What you need to do -> Your answer should be a single number: the count of lines holding the word "index".

Supplied material ->
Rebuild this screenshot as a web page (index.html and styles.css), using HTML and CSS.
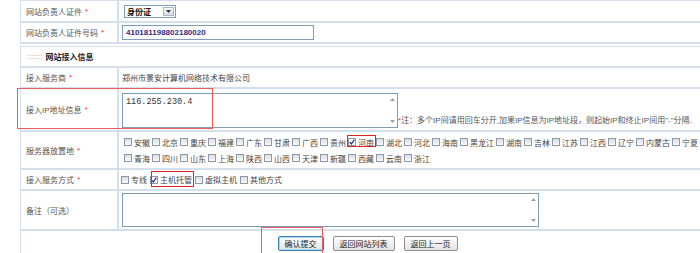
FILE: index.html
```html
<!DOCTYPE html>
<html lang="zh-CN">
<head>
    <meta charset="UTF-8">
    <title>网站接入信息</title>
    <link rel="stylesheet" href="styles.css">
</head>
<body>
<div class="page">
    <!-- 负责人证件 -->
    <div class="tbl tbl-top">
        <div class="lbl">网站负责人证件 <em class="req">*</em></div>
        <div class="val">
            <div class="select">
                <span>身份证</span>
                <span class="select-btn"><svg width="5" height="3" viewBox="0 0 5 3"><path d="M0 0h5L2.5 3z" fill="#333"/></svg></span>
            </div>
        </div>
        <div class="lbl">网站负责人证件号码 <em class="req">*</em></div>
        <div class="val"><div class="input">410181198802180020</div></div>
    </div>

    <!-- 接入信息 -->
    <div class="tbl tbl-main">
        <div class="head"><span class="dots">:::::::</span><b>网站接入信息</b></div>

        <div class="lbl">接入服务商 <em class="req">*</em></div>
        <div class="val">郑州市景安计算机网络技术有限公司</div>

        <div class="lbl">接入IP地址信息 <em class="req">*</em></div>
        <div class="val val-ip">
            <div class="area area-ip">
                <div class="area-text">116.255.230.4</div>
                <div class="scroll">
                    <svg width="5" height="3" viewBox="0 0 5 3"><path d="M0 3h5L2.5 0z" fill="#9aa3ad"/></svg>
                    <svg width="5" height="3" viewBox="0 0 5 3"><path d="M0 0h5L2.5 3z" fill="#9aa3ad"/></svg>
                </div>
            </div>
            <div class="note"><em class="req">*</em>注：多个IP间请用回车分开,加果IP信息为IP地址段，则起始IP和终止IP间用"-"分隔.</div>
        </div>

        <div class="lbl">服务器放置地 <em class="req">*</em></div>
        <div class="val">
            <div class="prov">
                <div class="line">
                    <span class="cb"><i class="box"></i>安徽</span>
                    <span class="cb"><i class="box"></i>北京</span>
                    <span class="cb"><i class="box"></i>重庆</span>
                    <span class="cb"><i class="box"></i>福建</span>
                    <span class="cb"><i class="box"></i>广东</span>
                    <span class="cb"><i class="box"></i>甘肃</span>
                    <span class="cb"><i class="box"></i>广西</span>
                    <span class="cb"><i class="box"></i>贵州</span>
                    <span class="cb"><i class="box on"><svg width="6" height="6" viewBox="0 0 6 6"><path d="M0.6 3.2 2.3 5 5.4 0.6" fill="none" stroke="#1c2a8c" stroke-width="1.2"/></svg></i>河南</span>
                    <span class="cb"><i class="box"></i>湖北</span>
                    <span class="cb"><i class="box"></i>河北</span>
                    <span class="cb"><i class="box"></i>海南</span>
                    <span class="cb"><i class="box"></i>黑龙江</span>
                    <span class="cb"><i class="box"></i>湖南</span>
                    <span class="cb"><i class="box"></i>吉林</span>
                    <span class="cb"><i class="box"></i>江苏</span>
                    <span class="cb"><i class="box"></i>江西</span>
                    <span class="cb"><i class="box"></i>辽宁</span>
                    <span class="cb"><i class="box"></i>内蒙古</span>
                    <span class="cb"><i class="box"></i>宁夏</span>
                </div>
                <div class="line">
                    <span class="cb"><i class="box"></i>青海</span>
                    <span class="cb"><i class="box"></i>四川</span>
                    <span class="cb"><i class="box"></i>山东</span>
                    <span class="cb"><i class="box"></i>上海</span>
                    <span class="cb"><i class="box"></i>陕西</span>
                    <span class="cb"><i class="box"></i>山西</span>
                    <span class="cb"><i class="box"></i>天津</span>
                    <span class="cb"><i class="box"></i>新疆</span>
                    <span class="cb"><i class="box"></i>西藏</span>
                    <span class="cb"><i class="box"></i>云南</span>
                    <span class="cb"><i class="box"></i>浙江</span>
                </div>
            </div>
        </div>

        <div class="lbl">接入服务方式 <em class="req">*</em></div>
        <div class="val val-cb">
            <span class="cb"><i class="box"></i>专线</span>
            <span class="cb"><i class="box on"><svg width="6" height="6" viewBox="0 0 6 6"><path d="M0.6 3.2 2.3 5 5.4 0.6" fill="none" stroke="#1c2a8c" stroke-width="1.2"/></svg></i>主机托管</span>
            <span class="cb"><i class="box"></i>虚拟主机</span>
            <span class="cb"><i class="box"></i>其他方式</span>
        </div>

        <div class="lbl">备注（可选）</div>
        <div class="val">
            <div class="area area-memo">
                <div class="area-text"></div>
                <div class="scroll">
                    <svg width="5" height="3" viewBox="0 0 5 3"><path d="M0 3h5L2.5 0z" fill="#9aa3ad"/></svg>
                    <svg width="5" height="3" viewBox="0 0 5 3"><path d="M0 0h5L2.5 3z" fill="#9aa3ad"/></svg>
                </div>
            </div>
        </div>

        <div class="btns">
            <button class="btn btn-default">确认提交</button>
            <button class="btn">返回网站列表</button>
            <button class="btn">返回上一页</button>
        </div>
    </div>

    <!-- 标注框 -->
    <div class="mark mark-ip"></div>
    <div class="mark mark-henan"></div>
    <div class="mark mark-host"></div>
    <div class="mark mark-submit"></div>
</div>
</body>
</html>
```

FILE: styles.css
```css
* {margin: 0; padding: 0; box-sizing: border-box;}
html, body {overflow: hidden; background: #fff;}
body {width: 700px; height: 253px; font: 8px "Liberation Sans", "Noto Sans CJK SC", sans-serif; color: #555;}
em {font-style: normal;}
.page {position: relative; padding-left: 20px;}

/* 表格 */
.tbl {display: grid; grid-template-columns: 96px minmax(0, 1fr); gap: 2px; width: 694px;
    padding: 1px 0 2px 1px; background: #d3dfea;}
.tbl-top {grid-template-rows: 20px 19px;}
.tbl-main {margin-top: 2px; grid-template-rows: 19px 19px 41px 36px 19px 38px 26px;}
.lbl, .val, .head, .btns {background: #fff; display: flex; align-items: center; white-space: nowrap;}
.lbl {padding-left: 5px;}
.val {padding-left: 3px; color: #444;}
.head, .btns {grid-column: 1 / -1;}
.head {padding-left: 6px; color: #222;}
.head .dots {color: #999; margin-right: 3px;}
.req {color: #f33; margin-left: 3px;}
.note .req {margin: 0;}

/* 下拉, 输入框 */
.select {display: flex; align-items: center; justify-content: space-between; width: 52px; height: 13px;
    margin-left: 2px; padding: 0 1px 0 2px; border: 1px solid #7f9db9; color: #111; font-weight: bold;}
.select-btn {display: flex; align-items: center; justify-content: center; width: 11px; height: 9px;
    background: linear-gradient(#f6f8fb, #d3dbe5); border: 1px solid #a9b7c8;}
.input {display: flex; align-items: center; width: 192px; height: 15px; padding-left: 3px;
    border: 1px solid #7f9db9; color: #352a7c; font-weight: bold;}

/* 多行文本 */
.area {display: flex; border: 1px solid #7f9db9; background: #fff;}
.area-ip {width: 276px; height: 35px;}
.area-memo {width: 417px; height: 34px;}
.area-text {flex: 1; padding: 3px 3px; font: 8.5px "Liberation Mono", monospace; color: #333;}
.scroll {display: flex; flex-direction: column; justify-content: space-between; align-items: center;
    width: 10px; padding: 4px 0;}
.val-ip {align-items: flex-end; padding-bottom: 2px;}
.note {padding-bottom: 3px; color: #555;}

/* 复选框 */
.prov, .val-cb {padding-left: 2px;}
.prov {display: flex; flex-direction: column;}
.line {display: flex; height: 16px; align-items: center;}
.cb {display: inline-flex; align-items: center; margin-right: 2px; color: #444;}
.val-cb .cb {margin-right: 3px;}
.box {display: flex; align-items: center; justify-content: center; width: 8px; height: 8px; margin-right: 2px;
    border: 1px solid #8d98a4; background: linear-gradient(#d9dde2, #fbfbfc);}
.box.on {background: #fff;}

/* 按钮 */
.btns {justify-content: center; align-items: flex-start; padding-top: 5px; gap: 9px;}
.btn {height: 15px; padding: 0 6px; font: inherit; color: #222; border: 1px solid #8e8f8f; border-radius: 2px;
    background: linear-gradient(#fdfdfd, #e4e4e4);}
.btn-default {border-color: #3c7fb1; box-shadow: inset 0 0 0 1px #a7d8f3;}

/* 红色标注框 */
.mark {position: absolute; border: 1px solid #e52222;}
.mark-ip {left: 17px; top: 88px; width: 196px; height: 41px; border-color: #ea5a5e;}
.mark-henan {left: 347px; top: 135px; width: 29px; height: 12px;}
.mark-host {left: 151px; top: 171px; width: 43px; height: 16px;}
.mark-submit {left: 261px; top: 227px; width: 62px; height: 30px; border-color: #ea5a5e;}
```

Full answer -> 2